Here is a real archaeological discovery – a 'lost' Stephen Sondheim musical.

I put Lost in quotation marks because we've always known of this 1966 American television drama-with-music and two of the songs have entered the cabaret singer repertoire.

But actual copies of the video were hard to come by – and, in fact, this one on YouTube, obviously a copy of a copy of a copy of a bootleg, is of pretty poor visual quality. But it's here.

James Goldman's script is based on John Collier's modern-gothic short story. A young would-be poet (Anthony Perkins) decides to escape from the world by hiding in a big department store after hours.

He discovers he's not alone – there's a whole community of people who have been there for decades, pretending to be mannequins by day and living out their memories of faded glory and elegance by night. The one young person among them (Charmian Carr) got lost in the store as a child.

Inevitably she and the poet fall in love. But the others, fearing exposure, won't let them escape.

It's a satisfyingly eerie story, but of course the only things you're really interested in are the songs.

Perkins has a solo exulting in what he thinks will be a new and unencumbered life, and there is a clever duet for the lovers made up entirely of their unspoken but voiced-over thoughts.

But the two big songs belong to Carr, and they really are good. 'I Remember Sky' is the girl's wistful attempt to recall a life before the store.
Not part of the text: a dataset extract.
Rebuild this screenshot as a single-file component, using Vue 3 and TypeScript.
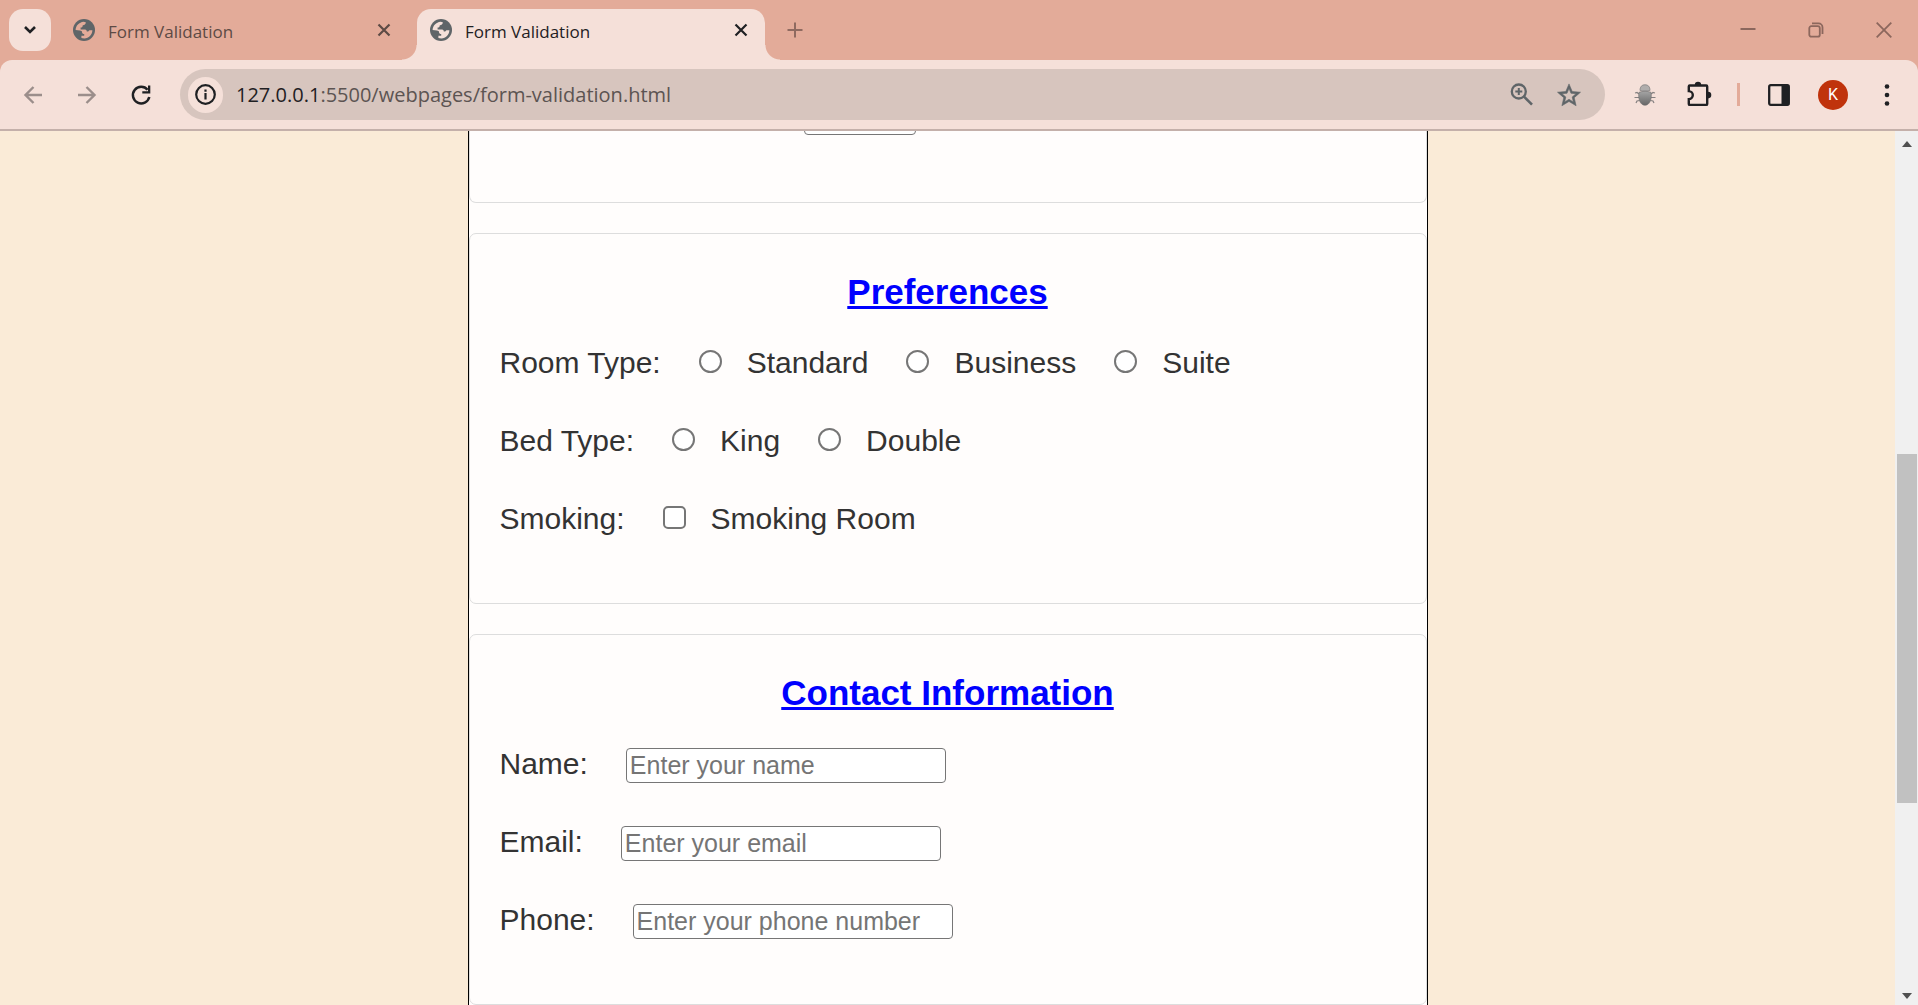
<script setup lang="ts">
import { ref } from 'vue'

interface Tab {
  id: number
  title: string
}

interface Choice {
  id: string
  label: string
}

interface ChoiceRow {
  name: string
  label: string
  type: 'radio' | 'checkbox'
  choices: Choice[]
}

interface TextRow {
  id: string
  label: string
  type: string
  placeholder: string
}

const tabs: Tab[] = [
  { id: 1, title: 'Form Validation' },
  { id: 2, title: 'Form Validation' },
]
const activeTab = ref<number>(2)

const preferenceRows: ChoiceRow[] = [
  {
    name: 'room-type',
    label: 'Room Type:',
    type: 'radio',
    choices: [
      { id: 'standard', label: 'Standard' },
      { id: 'business', label: 'Business' },
      { id: 'suite', label: 'Suite' },
    ],
  },
  {
    name: 'bed-type',
    label: 'Bed Type:',
    type: 'radio',
    choices: [
      { id: 'king', label: 'King' },
      { id: 'double', label: 'Double' },
    ],
  },
  {
    name: 'smoking',
    label: 'Smoking:',
    type: 'checkbox',
    choices: [{ id: 'smoking-room', label: 'Smoking Room' }],
  },
]

const contactRows: TextRow[] = [
  { id: 'name', label: 'Name:', type: 'text', placeholder: 'Enter your name' },
  { id: 'email', label: 'Email:', type: 'email', placeholder: 'Enter your email' },
  { id: 'phone', label: 'Phone:', type: 'tel', placeholder: 'Enter your phone number' },
]
</script>

<template>
  <div class="browser">
    <header class="tab-bar">
      <button class="tab-search" aria-label="Search tabs">
        <svg width="14" height="10" viewBox="0 0 14 10"><path d="M2 2l5 5 5-5" fill="none" stroke="#1f2023" stroke-width="2.6" /></svg>
      </button>
      <div v-for="tab in tabs" :key="tab.id" class="tab" :class="{ active: tab.id === activeTab }" @click="activeTab = tab.id">
        <svg class="globe" width="22" height="22" viewBox="0 0 22 22">
          <circle cx="11" cy="11" r="11" fill="#5f6568" />
          <path
            class="globe-land"
            d="M2.600 11C2.800 6.600 6 3.200 10.600 2.700L12.800 3.300C12.800 5.200 11.800 6 9.800 6.200C9.600 7.800 9.200 8.400 7.600 8.600V10.400H12C13.400 10.400 13.800 11.400 13.800 12.600H15.200L16.400 11.200H19.400C19.200 15.800 15.800 19.200 11.400 19.400C10.200 19.400 9.200 19.200 8.400 18.900V16.800H11.200V15C10 15 9 14.400 9 13C9 12 8 11.800 7 11.600Z"
          />
        </svg>
        <span class="tab-title">{{ tab.title }}</span>
        <button class="tab-close" aria-label="Close tab">
          <svg width="14" height="14" viewBox="0 0 14 14"><path d="M1.500 1.500l11 11M12.500 1.500l-11 11" stroke="currentColor" stroke-width="2.200" /></svg>
        </button>
      </div>
      <button class="new-tab" aria-label="New tab">
        <svg width="16" height="16" viewBox="0 0 16 16"><path d="M8 0.500v15M0.500 8h15" stroke="#8f6a60" stroke-width="2" /></svg>
      </button>
      <div class="window-controls">
        <button aria-label="Minimize">
          <svg width="16" height="16" viewBox="0 0 16 16"><path d="M0.500 7h15" stroke="#8c675d" stroke-width="2" /></svg>
        </button>
        <button aria-label="Restore">
          <svg width="16" height="16" viewBox="0 0 16 16" fill="none" stroke="#8c675d" stroke-width="1.800">
            <rect x="1.300" y="4.200" width="10.500" height="10.500" rx="2" />
            <path d="M4 1.400h6.500a4 4 0 0 1 4 4V12" />
          </svg>
        </button>
        <button aria-label="Close window">
          <svg width="16" height="16" viewBox="0 0 16 16"><path d="M0.700 0.700l14.600 14.600M15.300 0.700L0.700 15.300" stroke="#8c675d" stroke-width="1.800" /></svg>
        </button>
      </div>
    </header>

    <nav class="toolbar" aria-label="Navigation">
      <button class="tool" aria-label="Back">
        <svg width="20" height="20" viewBox="0 0 20 20"><path d="M19 10H3M10.500 2L2.500 10l8 8" fill="none" stroke="#9b8e8b" stroke-width="2.400" /></svg>
      </button>
      <button class="tool" aria-label="Forward">
        <svg width="20" height="20" viewBox="0 0 20 20"><path d="M1 10h16M9.500 2l8 8-8 8" fill="none" stroke="#9b8e8b" stroke-width="2.400" /></svg>
      </button>
      <button class="tool" aria-label="Reload">
        <svg width="22" height="22" viewBox="0 0 22 22">
          <path d="M17.600 5.800A8.300 8.300 0 1 0 19.300 13" fill="none" stroke="#1f2023" stroke-width="2.500" />
          <path d="M20.300 1.500v8h-8v-2.300h5.700V1.500z" fill="#1f2023" />
        </svg>
      </button>
      <div class="omnibox">
        <button class="site-info" aria-label="View site information">
          <svg width="21" height="21" viewBox="0 0 21 21">
            <circle cx="10.500" cy="10.500" r="9.300" fill="none" stroke="#1f2023" stroke-width="2.200" />
            <path d="M10.500 9v6.500M10.500 5.500v2.200" stroke="#1f2023" stroke-width="2.200" />
          </svg>
        </button>
        <div class="url" role="textbox" aria-label="Address" contenteditable="true" spellcheck="false"><span class="host">127.0.0.1</span>:5500/webpages/form-validation.html</div>
        <button class="omni-action" aria-label="Zoom">
          <svg width="23" height="23" viewBox="0 0 23 23" fill="none" stroke="#5f6568">
            <circle cx="8.800" cy="8.500" r="7" stroke-width="2.300" />
            <path d="M14 13.700l8 8" stroke-width="2.600" />
            <path d="M8.800 5v7M5.300 8.500h7" stroke-width="2" />
          </svg>
        </button>
        <button class="omni-action" aria-label="Bookmark this tab">
          <svg width="24" height="24" viewBox="0 0 24 24">
            <path
              d="M22 9.240l-7.190-.620L12 2 9.190 8.630 2 9.240l5.460 4.730L5.820 21 12 17.270 18.180 21l-1.630-7.030L22 9.240zM12 15.400l-3.760 2.270 1-4.280-3.320-2.880 4.380-.380L12 6.100l1.710 4.040 4.380.380-3.320 2.880 1 4.280L12 15.400z"
              fill="#5f6568"
              stroke="#5f6568"
              stroke-width="0.500"
              transform="translate(-1.800 -1.400) scale(1.150)"
            />
          </svg>
        </button>
      </div>
      <button class="tool extension" aria-label="Bug extension">
        <svg width="22" height="22" viewBox="0 0 22 22">
          <defs>
            <linearGradient id="bug-body" x1="0" y1="0" x2="0" y2="1">
              <stop offset="0" stop-color="#a5a5a5" />
              <stop offset="1" stop-color="#666" />
            </linearGradient>
          </defs>
          <path d="M5 10L3 8.500 1 9M17 10l2-1.500 2 .5M5 13.500H0.500M17 13.500h4.500M5.500 16.500L3 17l-1 2M16.500 16.500L19 17l1 2" fill="none" stroke="#858080" stroke-width="1.200" />
          <path d="M6 6.500C6 2.500 8 0.800 11 0.800s5 1.700 5 5.700C13 7.200 9 7.200 6 6.500z" fill="#b0adac" stroke="#858383" stroke-width="0.800" />
          <path d="M5 8.300c4-1.300 8-1.300 12 0 1.200 6-1 13-6 13s-7.200-7-6-13z" fill="url(#bug-body)" stroke="#6f6f6f" stroke-width="0.600" />
        </svg>
      </button>
      <button class="tool" aria-label="Extensions">
        <svg width="28" height="28" viewBox="0 0 28 28">
          <path d="M4.800 4.500h16.400a1 1 0 0 1 1 1v17.400a1 1 0 0 1-1 1H4.800a1 1 0 0 1-1-1v-4.800a4 4 0 0 0 0-8V5.500a1 1 0 0 1 1-1z" fill="none" stroke="#1f2023" stroke-width="2.400" />
          <path d="M9.800 4a3.200 3.200 0 0 1 6.400 0zM23 10.800a3.300 3.300 0 0 1 0 6.600z" fill="#1f2023" />
        </svg>
      </button>
      <span class="separator"></span>
      <button class="tool" aria-label="Side panel">
        <svg width="22" height="22" viewBox="0 0 22 22">
          <rect x="1.200" y="1.200" width="19.600" height="19.600" rx="1.500" fill="none" stroke="#1f2023" stroke-width="2.300" />
          <path d="M13.500 1h7v20h-7z" fill="#1f2023" />
        </svg>
      </button>
      <button class="tool" aria-label="Profile"><span class="avatar">K</span></button>
      <button class="tool" aria-label="Menu">
        <svg width="6" height="22" viewBox="0 0 6 22" fill="#1f2023">
          <circle cx="3" cy="2.500" r="2.300" />
          <circle cx="3" cy="11" r="2.300" />
          <circle cx="3" cy="19.500" r="2.300" />
        </svg>
      </button>
    </nav>

    <div class="viewport">
      <main class="page">
        <form class="sheet" @submit.prevent>
          <fieldset class="card card-cut">
            <input class="field number-field" type="text" aria-label="Number" />
          </fieldset>

          <fieldset class="card">
            <h2>Preferences</h2>
            <div v-for="row in preferenceRows" :key="row.name" class="row" role="group" :aria-label="row.label">
              <span>{{ row.label }}</span>
              <label v-for="choice in row.choices" :key="choice.id" class="choice" :for="choice.id">
                <input :id="choice.id" :class="row.type" :type="row.type" :name="row.name" :value="choice.id" />
                <span>{{ choice.label }}</span>
              </label>
            </div>
          </fieldset>

          <fieldset class="card">
            <h2>Contact Information</h2>
            <div v-for="row in contactRows" :key="row.id" class="row">
              <label :for="row.id">{{ row.label }}</label>
              <input :id="row.id" class="field" :type="row.type" :name="row.id" :placeholder="row.placeholder" />
            </div>
          </fieldset>
        </form>
      </main>
      <div class="scrollbar" aria-hidden="true">
        <svg width="10" height="6" viewBox="0 0 10 6"><path d="M0 6l5-6 5 6z" fill="#505050" /></svg>
        <div class="track">
          <div class="thumb"></div>
        </div>
        <svg width="10" height="6" viewBox="0 0 10 6"><path d="M0 0l5 6 5-6z" fill="#505050" /></svg>
      </div>
    </div>
  </div>
</template>

<style>
body {
  margin: 0;
}
</style>

<style scoped>
* {
  box-sizing: border-box;
}

button {
  display: flex;
  align-items: center;
  justify-content: center;
  padding: 0;
  border: 0;
  background: none;
  font: inherit;
}

.browser {
  display: flex;
  flex-direction: column;
  height: 100vh;
  overflow: hidden;
  background: #e3ab99;
  font-family: "Open Sans", "Noto Sans", sans-serif;
}

.tab-bar {
  display: flex;
  align-items: flex-start;
  height: 60px;
  padding: 9px 0 0 9px;
  background: #e3ab99;
}

.tab-search {
  width: 42px;
  height: 42px;
  margin-right: 9px;
  border-radius: 14px;
  background: #f5e0d9;
}

.tab {
  position: relative;
  display: flex;
  align-items: center;
  width: 348px;
  height: 51px;
  margin-right: 9px;
  padding: 0 12px 9px 13px;
  border-radius: 14px 14px 0 0;
  color: #5d4a45;
}

.tab.active {
  background: #f5e0d9;
  color: #1f2023;
}

.tab.active::before,
.tab.active::after {
  content: "";
  position: absolute;
  bottom: 0;
  width: 15px;
  height: 15px;
}

.tab.active::before {
  right: 100%;
  background: radial-gradient(circle at 0 0, #e3ab99 14px, #f5e0d9 15px);
}

.tab.active::after {
  left: 100%;
  background: radial-gradient(circle at 100% 0, #e3ab99 14px, #f5e0d9 15px);
}

.globe-land {
  fill: #e3ab99;
}

.active .globe-land {
  fill: #f5e0d9;
}

.tab-title {
  flex: 1;
  padding-top: 4px;
  margin-left: 13px;
  font-size: 17px;
  line-height: 24px;
}

.tab-close {
  width: 24px;
  height: 24px;
  color: inherit;
}

.new-tab {
  width: 42px;
  height: 42px;
}

.window-controls {
  display: flex;
  margin-left: auto;
}

.window-controls button {
  width: 68px;
  height: 41px;
}

.toolbar {
  display: flex;
  align-items: center;
  height: 71px;
  padding: 0 4px 0 6px;
  border-bottom: 2px solid #c4b0aa;
  border-radius: 12px 12px 0 0;
  background: #f5e0d9;
}

.tool {
  width: 54px;
  height: 42px;
}

.omnibox {
  display: flex;
  flex: 1;
  align-items: center;
  height: 51px;
  margin-left: 12px;
  padding: 0 12px 0 8px;
  border-radius: 26px;
  background: #d7c5be;
}

.site-info {
  width: 35px;
  height: 36px;
  border-radius: 18px;
  background: #f5e0d9;
}

.url {
  flex: 1;
  margin-left: 13px;
  color: #5c5452;
  font-size: 20px;
  line-height: 28px;
  white-space: nowrap;
  outline: none;
}

.host {
  color: #1f2023;
}

.omni-action {
  width: 48px;
  height: 42px;
}

.extension {
  margin-left: 13px;
}

.separator {
  width: 3px;
  height: 23px;
  margin: 0 12px 0 11px;
  background: #e3ab99;
}

.avatar {
  width: 30px;
  height: 30px;
  border-radius: 50%;
  background: #c0330c;
  color: #fff;
  font-family: Roboto, sans-serif;
  font-size: 16px;
  line-height: 30px;
}

.viewport {
  display: flex;
  flex: 1;
  min-height: 0;
}

.page {
  flex: 1;
  overflow: hidden;
  background: #faebd7;
  color: #333;
  font-family: "Liberation Sans", Arial, sans-serif;
  font-size: 30px;
  line-height: 35px;
}

.sheet {
  display: flex;
  flex-direction: column;
  gap: 30px;
  max-width: 960px;
  margin: 0 auto;
  border: solid #000;
  border-width: 0 1px;
  background: #fffdfc;
}

.card {
  display: flex;
  flex-direction: column;
  gap: 43px;
  min-width: 0;
  margin: 0;
  padding: 38px 30px 67px;
  border: 1px solid #ddd;
  border-radius: 7px;
}

/* Scrolled section: only the lower edge of its last field shows. */
.card-cut {
  padding-top: 0;
  border-top: 0;
  border-radius: 0 0 7px 7px;
}

h2 {
  margin: 0 0 -10px;
  color: #00f;
  font-size: 35px;
  line-height: 40px;
  text-align: center;
  text-decoration: underline;
}

.row {
  display: flex;
  align-items: baseline;
  gap: 38px;
  height: 35px;
}

.choice {
  display: flex;
  align-items: baseline;
  gap: 25px;
}

.radio,
.checkbox {
  appearance: none;
  width: 23px;
  height: 23px;
  margin: 0 0 1px;
  border: 2px solid #767676;
  background: #fff;
}

.radio {
  border-radius: 50%;
}

.checkbox {
  border-radius: 5px;
}

.field {
  width: 320px;
  height: 35px;
  padding: 2px 3px;
  border: 1px solid #767676;
  border-radius: 4px;
  background: #fff;
  color: #000;
  font-family: inherit;
  font-size: 25px;
}

.field::placeholder {
  color: #757575;
}

.number-field {
  width: 112px;
  margin: -31px 0 0 34%;
}

.scrollbar {
  display: flex;
  flex-direction: column;
  align-items: center;
  width: 23px;
  padding: 10px 0 6px;
  background: #f0f0f0;
}

.track {
  flex: 1;
  width: 20px;
  padding: 307px 0 0;
}

.thumb {
  height: 349px;
  background: #c1c1c1;
}
</style>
It's one of Sondheim's signature 'list' songs, developing real pathos simply by treating the most ordinary things as holy.

'Take Me To The World' is the one that will strike you as most Sondheim-ish, with slight melodic anticipations of Sweeney Todd and rhymes that catch you off balance – 'A world with smiles, with streets instead of aisles.'

Anthony Perkins could sing – he had already been in a short-lived Broadway musical – but here he generally speak-sings his songs. Carr (Liesl in the film of The Sound Of Music) is more of a singer, and it may be the weakness of this videotape that makes her voice occasionally thin or sharp.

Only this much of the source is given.